Did a routine power down of all our servers at the weekend, as the utility company were doing some maintenance on the electricity supply.
When I restarted the hosts, one of them failed to restart. Initially it hung at the ESXi boot screen on "loading power management". I did a forced reboot and it went past there but hung on "Loading module hpsa". I did another reboot and it hung at the same place ("Loading module hpsa"). I didn't get any HP boot errors. By this stage I was getting extremely worried.
I left it for an hour, and then did another reboot. This time it booted ok. Hallelujah.
Googling, I found one forum post where someone rebooted 5 times before it worked, but the thread ended without any solution or explanation of the cause.
I've read that there is a known problem with hpsa driver version 5.x.0.58-1. When I run:
esxcli software vib list | grep -i hpsa
I get:
scsi-hpsa 5.0.0-40OEM.500.0.0.472560
Not sure if this means my driver is ok. I'm reluctant to do anything in the short term that will require another reboot as I have zero confidence in this machine booting successfully.
This is a Proliant DL380 G6. We have two identical hosts, both with the same ESXi and hpsa version.
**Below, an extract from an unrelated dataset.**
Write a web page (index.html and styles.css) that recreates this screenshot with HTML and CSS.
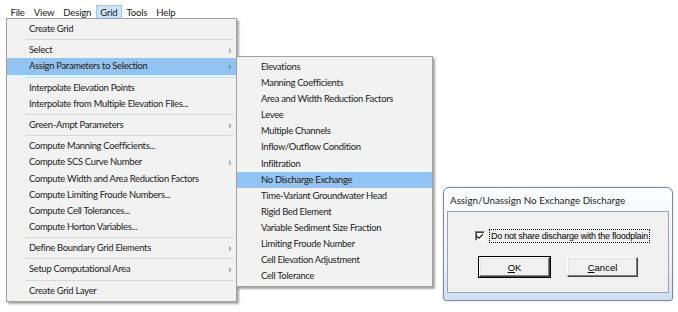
FILE: index.html
```html
<!DOCTYPE html>
<html lang="en">
<head>
    <meta charset="UTF-8">
    <meta name="viewport" content="width=device-width, initial-scale=1.0">
    <title>Grid Menu - No Discharge Exchange</title>
    <link rel="stylesheet" href="styles.css">
</head>
<body>
    <!-- Top menu bar -->
    <div class="menubar">
        <span class="menubar-item">File</span>
        <span class="menubar-item">View</span>
        <span class="menubar-item">Design</span>
        <span class="menubar-item open">Grid</span>
        <span class="menubar-item">Tools</span>
        <span class="menubar-item">Help</span>
    </div>

    <!-- Grid dropdown -->
    <div class="popup grid-menu">
        <div class="menu-item">Create Grid</div>
        <div class="menu-sep"></div>
        <div class="menu-item sub">Select</div>
        <div class="menu-item sub active">Assign Parameters to Selection</div>
        <div class="menu-sep"></div>
        <div class="menu-item">Interpolate Elevation Points</div>
        <div class="menu-item">Interpolate from Multiple Elevation Files...</div>
        <div class="menu-sep"></div>
        <div class="menu-item sub">Green-Ampt Parameters</div>
        <div class="menu-sep"></div>
        <div class="menu-item">Compute Manning Coefficients...</div>
        <div class="menu-item sub">Compute SCS Curve Number</div>
        <div class="menu-item">Compute Width and Area Reduction Factors</div>
        <div class="menu-item">Compute Limiting Froude Numbers...</div>
        <div class="menu-item">Compute Cell Tolerances...</div>
        <div class="menu-item">Compute Horton Variables...</div>
        <div class="menu-sep"></div>
        <div class="menu-item sub">Define Boundary Grid Elements</div>
        <div class="menu-sep"></div>
        <div class="menu-item sub">Setup Computational Area</div>
        <div class="menu-sep"></div>
        <div class="menu-item">Create Grid Layer</div>
    </div>

    <!-- Assign Parameters submenu -->
    <div class="popup assign-menu">
        <div class="menu-item">Elevations</div>
        <div class="menu-item">Manning Coefficients</div>
        <div class="menu-item">Area and Width Reduction Factors</div>
        <div class="menu-item">Levee</div>
        <div class="menu-item">Multiple Channels</div>
        <div class="menu-item">Inflow/Outflow Condition</div>
        <div class="menu-item">Infiltration</div>
        <div class="menu-item active">No Discharge Exchange</div>
        <div class="menu-item">Time-Variant Groundwater Head</div>
        <div class="menu-item">Rigid Bed Element</div>
        <div class="menu-item">Variable Sediment Size Fraction</div>
        <div class="menu-item">Limiting Froude Number</div>
        <div class="menu-item">Cell Elevation Adjustment</div>
        <div class="menu-item">Cell Tolerance</div>
    </div>

    <!-- Dialog window -->
    <div class="dialog">
        <div class="dialog-title">Assign/Unassign No Exchange Discharge</div>
        <div class="dialog-body">
            <div class="check-row">
                <span class="checkbox">
                    <svg width="8" height="8" viewBox="0 0 8 8"><path d="M1 3.5 L3 5.5 L7 1.5 L7 3 L3 7 L1 5 Z" fill="#000"/></svg>
                </span>
                <span class="check-label">Do not share discharge with the floodplain</span>
            </div>
            <div class="button-row">
                <button class="btn default"><u>O</u>K</button>
                <button class="btn"><u>C</u>ancel</button>
            </div>
        </div>
    </div>
</body>
</html>
```

FILE: styles.css
```css
body {
    margin: 0;
    width: 678px;
    height: 312px;
    background: #fff;
    font-family: Lato, "Noto Sans", sans-serif;
    color: #1a1a1a;
    overflow: hidden;
}

/* Menu bar */
.menubar {
    display: flex;
    height: 18px;
    padding: 5px 0 0 6px;
    font-size: 9.6px;
    letter-spacing: -0.2px;
}
.menubar-item {
    padding: 1px 3.5px 0;
    line-height: 12px;
    border: 1px solid transparent;
}
.menubar-item.open {
    background: #cce4f7;
    border-color: #99c9ef;
}

/* Popups (dropdown + submenu) */
.popup {
    position: absolute;
    background: #f2f2f2;
    border: 1px solid #a0a0a0;
    padding: 2px 0;
    box-shadow: 2px 2px 2px rgba(0, 0, 0, 0.35);
    font-size: 9.4px;
    letter-spacing: -0.28px;
}
.grid-menu {
    left: 6px;
    top: 18px;
    width: 229px;
}
.assign-menu {
    left: 236px;
    top: 56px;
    width: 195px;
}
.menu-item {
    position: relative;
    height: 16.2px;
    line-height: 16.2px;
    padding-left: 22px;
    white-space: nowrap;
}
.assign-menu .menu-item {
    height: 16.1px;
    line-height: 16.1px;
    padding-left: 24px;
}
.menu-item.active {
    background: #91c4f2;
}
.menu-item.sub:after {
    content: "\203A";
    position: absolute;
    right: 5px;
    top: 0;
    color: #666;
    font-size: 11px;
}
.menu-sep {
    height: 1px;
    background: #d7d7d7;
    margin: 2px 2px 2px 19px;
}

/* Dialog */
.dialog {
    position: absolute;
    left: 443px;
    top: 187px;
    width: 228px;
    height: 112px;
    border: 1px solid #7c8a9c;
    border-radius: 6px 6px 3px 3px;
    background: linear-gradient(#fdfeff, #eaf1f9 70%, #cfe0f2);
    box-shadow: 0 0 2px rgba(120, 150, 190, 0.5);
}
.dialog-title {
    height: 23px;
    line-height: 24px;
    padding-left: 6px;
    font-size: 9.8px;
    color: #1e1e1e;
}
.dialog-body {
    margin: 0 3px;
    height: 80px;
    background: #f0f0f0;
    border: 1px solid #9aa4b0;
    font-family: "Liberation Sans", Arial, sans-serif;
    font-size: 9px;
    color: #000;
}
.check-row {
    display: flex;
    align-items: center;
    margin: 17px 0 0 27px;
}
.checkbox {
    display: flex;
    align-items: center;
    justify-content: center;
    width: 8px;
    height: 8px;
    background: #fff;
    border: 1px solid;
    border-color: #808080 #fff #fff #808080;
    box-shadow: inset 1px 1px #404040;
}
.check-label {
    margin-left: 4px;
    padding: 1px 1px;
    border: 1px dotted #000;
    letter-spacing: -0.25px;
}
.button-row {
    display: flex;
    gap: 17px;
    margin: 14px 0 0 31px;
}
.btn {
    width: 71px;
    height: 20px;
    padding: 0;
    background: #f0f0f0;
    font: inherit;
    font-size: 9.5px;
    color: #000;
    border: 1px solid;
    border-color: #fff #404040 #404040 #fff;
    box-shadow: inset -1px -1px #808080, inset 1px 1px #e3e3e3;
}
.btn.default {
    outline: 1px solid #000;
}
```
The other host booted fine. There are no errors listed under Hardware Status in VSphere client.
I've looked through vmkernel.log to see if I can see anything obvious, but that only logs the last, successful, boot. Not the previous boots that hung. I have got the following error message, that is constantly being repeated:
WARNING: NFS: 221: Got error 2 from mount call
The host only uses local storage. However, in vSphere Client, under datastores, it is listing:
VeeamBackup_VEEAM1 (inactive) (unmounted).
What is this all about? The other hosts don't have this datastore and our Veeam server is powered on and has successfully backed up the host, so I'm not seeing any operational issues. I don't think this problem is related to my boot problems, but I'd like to get it cleaned up anyway.
I'm stuck on how to proceed. Any advice, please?